Generally speaking, hair loss is not associated with internal diseases or conditions, although some conditions, like thyroid disease, may contribute to hair loss. Poor diet is also not a major factor for baldness. On the other hand, it is not uncommon for people on chemotherapy or radiation therapy for cancer to lose their hair. It is also a possible side effect of immunosuppressants.

Hair loss can be categorized in two groups, depending on whether it is localized or it includes the whole scalp.

Patchy hair loss

A hair that is thinned or falls off from small, localized areas can be caused by several conditions.

Alopecia areata is baldness in patches that usually grows back, while the traction alopecia can be caused by pulling of the hair due to braids or ponytails. Alopecia areata can affect the entire head, and also other parts of the body, like the beard.

Trichotillomania is a psychological condition in which the person habitually twists or pulls off his or her own hair, causing baldness in certain areas. Some persons pull out their eyelashes as well. This usually happens unconsciously and the treatment is behavioral and can start as soon as the person realizes he or she has the habbit of pulling the hair.

Tinea capitis is a fungal infection of the scalp, which can lead to hair loss in the affected areas. It is cured with oral medicine that fights the infection, after which the hair grows back.

Generalized hair loss

The most common causes of hair loss that affects the entire head equally are telogen effluvium and androgenetic hair loss.

Human hair lives for about three years and then it enters the telogen phase, in which the root of the hair weakens and the hair is ready to fall off easily. Sometimes when a shock occurs in the system, much of the hair enters the telogen phase and the shedding is more noticeable. “Shock” can mean different factors, like childbirth, sudden weight loss, fever or surgery.

No special treatment is needed for this type of hair loss, it just requires patience until the hair enters the normal rhythm.

Androgenetic alopecia is basically the “common baldness”. It happens to both women and men once they reach certain age, although men usually lose more hair and more visibly.
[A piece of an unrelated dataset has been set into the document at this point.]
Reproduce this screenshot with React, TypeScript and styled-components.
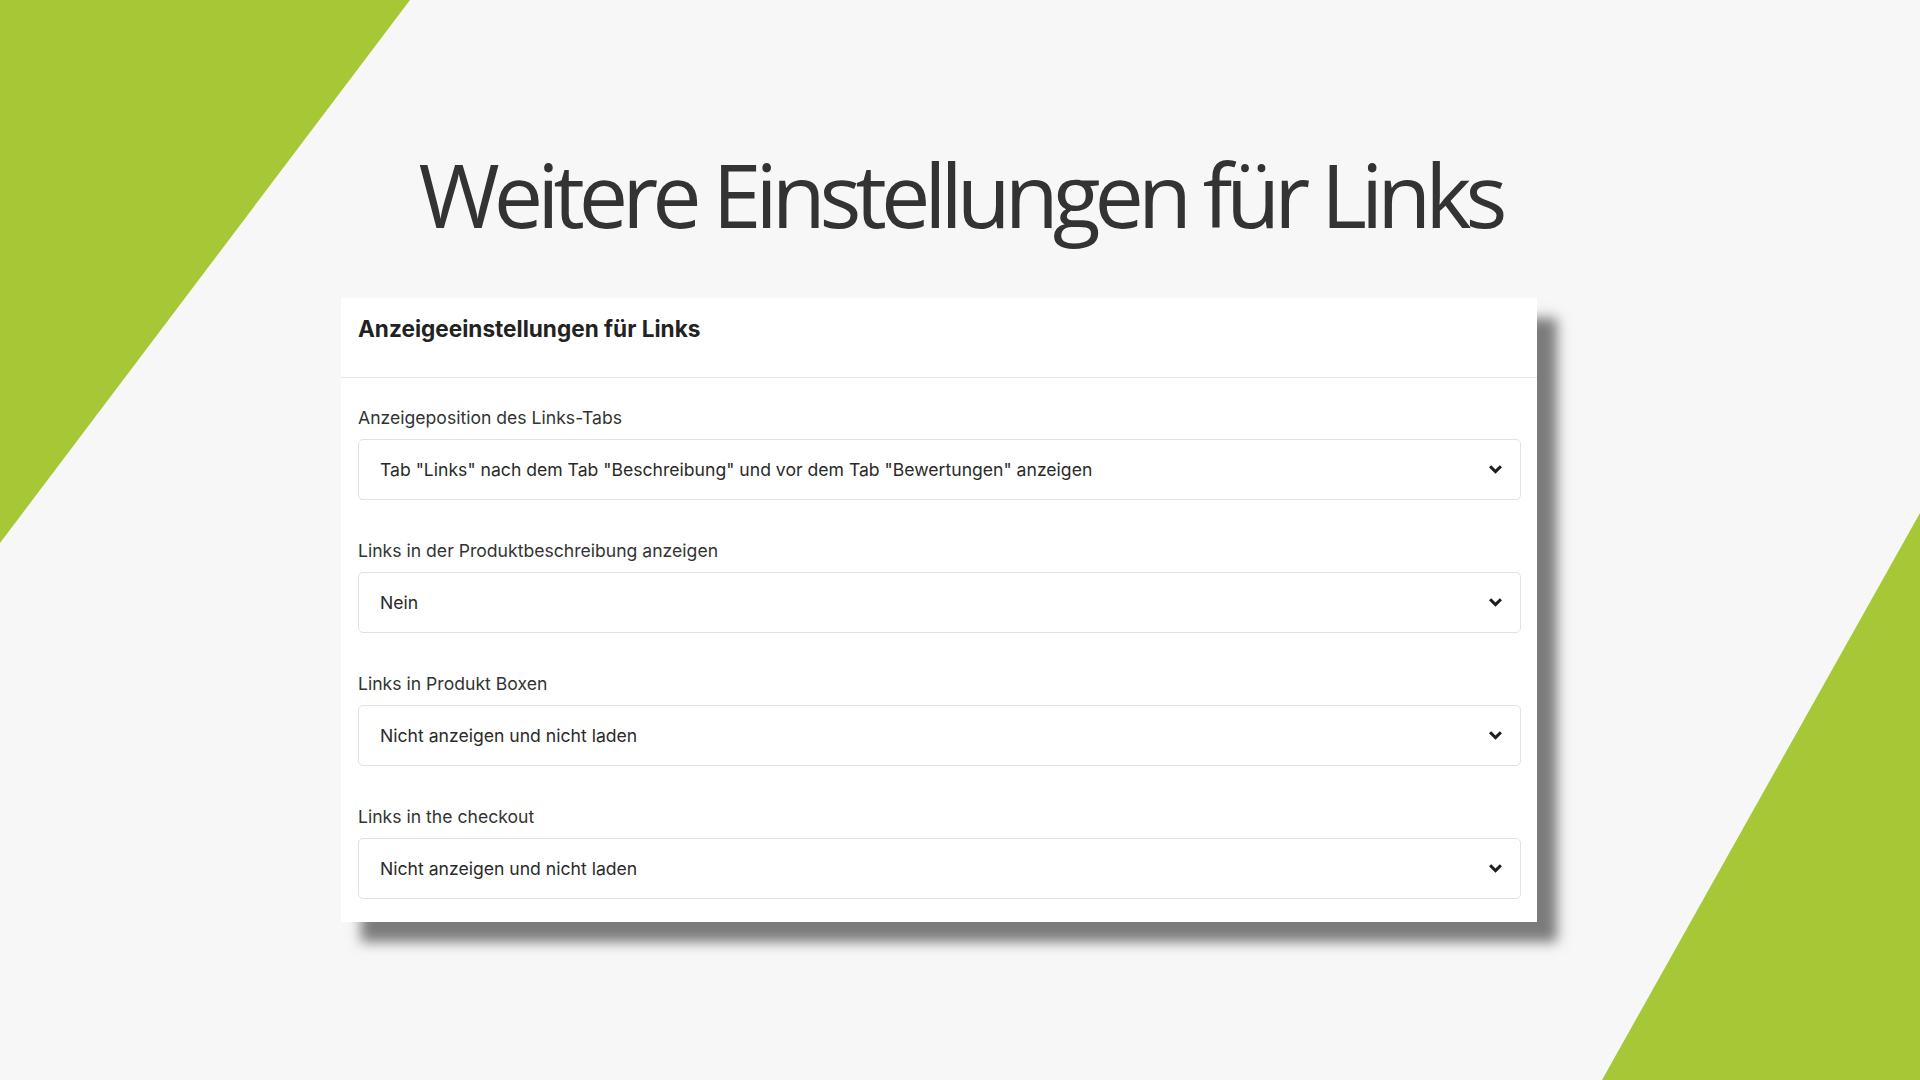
import React from 'react';
import styled, { createGlobalStyle } from 'styled-components';

const GlobalStyle = createGlobalStyle`
  html, body {
    margin: 0;
    padding: 0;
    background: #f7f7f7;
  }
  * {
    box-sizing: border-box;
  }
`;

const Slide = styled.div`
  position: relative;
  width: 1920px;
  height: 1080px;
  overflow: hidden;
  background: #f7f7f7;
  display: flex;
  flex-direction: column;
  align-items: center;
`;

const Backdrop = styled.svg`
  position: absolute;
  top: 0;
  left: 0;
  width: 1920px;
  height: 1080px;
  pointer-events: none;
`;

const Title = styled.h1`
  position: relative;
  margin: 134px 0 0;
  font-family: 'Open Sans', sans-serif;
  font-weight: 400;
  font-size: 88px;
  line-height: 120px;
  letter-spacing: -6px;
  color: #333333;
`;

const Panel = styled.section`
  position: relative;
  width: 1196px;
  margin: 44px 0 0 -42px;
  background: #ffffff;
  box-shadow: 20px 20px 12px rgba(0, 0, 0, 0.5);
  font-family: Inter, 'Noto Sans', sans-serif;
`;

const PanelHeader = styled.header`
  height: 80px;
  padding: 18px 17px 0;
  border-bottom: 1px solid #e8e8e8;
`;

const PanelTitle = styled.h2`
  margin: 0;
  font-size: 22.6px;
  line-height: 26px;
  font-weight: 700;
  color: #222222;
`;

const PanelBody = styled.div`
  display: flex;
  flex-direction: column;
  gap: 39px;
  padding: 28px 16px 23px 17px;
`;

const Field = styled.div`
  display: flex;
  flex-direction: column;
  gap: 9px;
`;

const Label = styled.label`
  font-size: 17.6px;
  line-height: 24px;
  color: #333333;
`;

const SelectBox = styled.div`
  display: flex;
  align-items: center;
  justify-content: space-between;
  height: 61px;
  padding: 0 18px 0 21px;
  border: 1px solid #e2e2e2;
  border-radius: 5px;
  font-size: 17.6px;
  color: #2a2a2a;
`;

const ChevronIcon = styled.svg`
  width: 13px;
  height: 9px;
  flex: none;
`;

const Chevron = () => (
  <ChevronIcon viewBox="0 0 14 9.4">
    <polygon points="0,2.4 2.4,0 7,4.6 11.6,0 14,2.4 7,9.4" fill="#1e1e1e" />
  </ChevronIcon>
);

const fields = [
  {
    label: 'Anzeigeposition des Links-Tabs',
    value: 'Tab "Links" nach dem Tab "Beschreibung" und vor dem Tab "Bewertungen" anzeigen',
  },
  { label: 'Links in der Produktbeschreibung anzeigen', value: 'Nein' },
  { label: 'Links in Produkt Boxen', value: 'Nicht anzeigen und nicht laden' },
  { label: 'Links in the checkout', value: 'Nicht anzeigen und nicht laden' },
];

const App = () => (
  <>
    <GlobalStyle />
    <Slide>
      <Backdrop viewBox="0 0 1920 1080">
        <polygon points="0,0 410,0 0,543" fill="#a6c736" />
        <polygon points="1920,513 1920,1080 1602,1080" fill="#a6c736" />
      </Backdrop>
      <Title>Weitere Einstellungen für Links</Title>
      <Panel>
        <PanelHeader>
          <PanelTitle>Anzeigeeinstellungen für Links</PanelTitle>
        </PanelHeader>
        <PanelBody>
          {fields.map((f) => (
            <Field key={f.label}>
              <Label>{f.label}</Label>
              <SelectBox>
                <span>{f.value}</span>
                <Chevron />
              </SelectBox>
            </Field>
          ))}
        </PanelBody>
      </Panel>
    </Slide>
  </>
);

export default App;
The causers for common baldness combine hormones and genetics. Some men lose almost all of their hair while in others the hair just gets thinner. Adolescent boys start developing a receding hairline, usually M-shaped.

Frequent shampooing or wearing long hair does not cause baldness. It is a myth that men inherit baldness from their maternal male relatives. Genes do play a role, but the gene does not necessarily come from the mother’s side.